How do you like all that, girls? More cheerful talk next time!!!!!

Thursday, November 5, 2009

Girls, You Would Not Believe The Week I Have Had!!!!!

Darlings, I am telling you, no sooner do I get back to town then all Hell breaks lose. Of course another visit to the dentist, followed by another next week, not to mention two other doctor appts.--and I am not yet 60. Last night I saw Tracy Lett's new play "Superior Donuts," and darling it is a satisfying theater experience. My love life should only be such, but then who am I kidding? And now I hear Donna McKechnie, no less, is going to be at Barnes and Noble, so, honey, I have to hit that bar so I can dance for her!!!!! And tonight I am going to see "Ragtime," which I was not crazy about 11 years ago, let's see if this production makes a difference.

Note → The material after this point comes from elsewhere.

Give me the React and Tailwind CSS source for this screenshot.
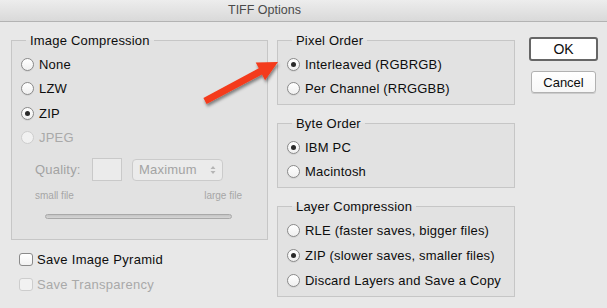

And tomorrow I have to do laundry and errands and catch "A Streetcar Named Desire" at the Film Forum--girls, how do I do it, not being in my twenties anymore? Although my PROFESSIONAL age was an always will be 24!!!!!!!!! Never forget that, lambs? And speaking of lambs, we cannot wait to see "Precious," which I am sure will be as precious as due the moments we two have shared. Honestly, this study in deviance and obesity has been the toast of the film festival circuit, I cannot wait to see how self righteous New York audiences react to it.

And how am I going to react to not having new outfits for all the upcoming holiday parties. Plus what am I doing for Thanksgiving? And my birthday? Rest assured, girls, these will be celebrated, but how remains to be seen. To be answered in future installments, loves!!!!!!!!!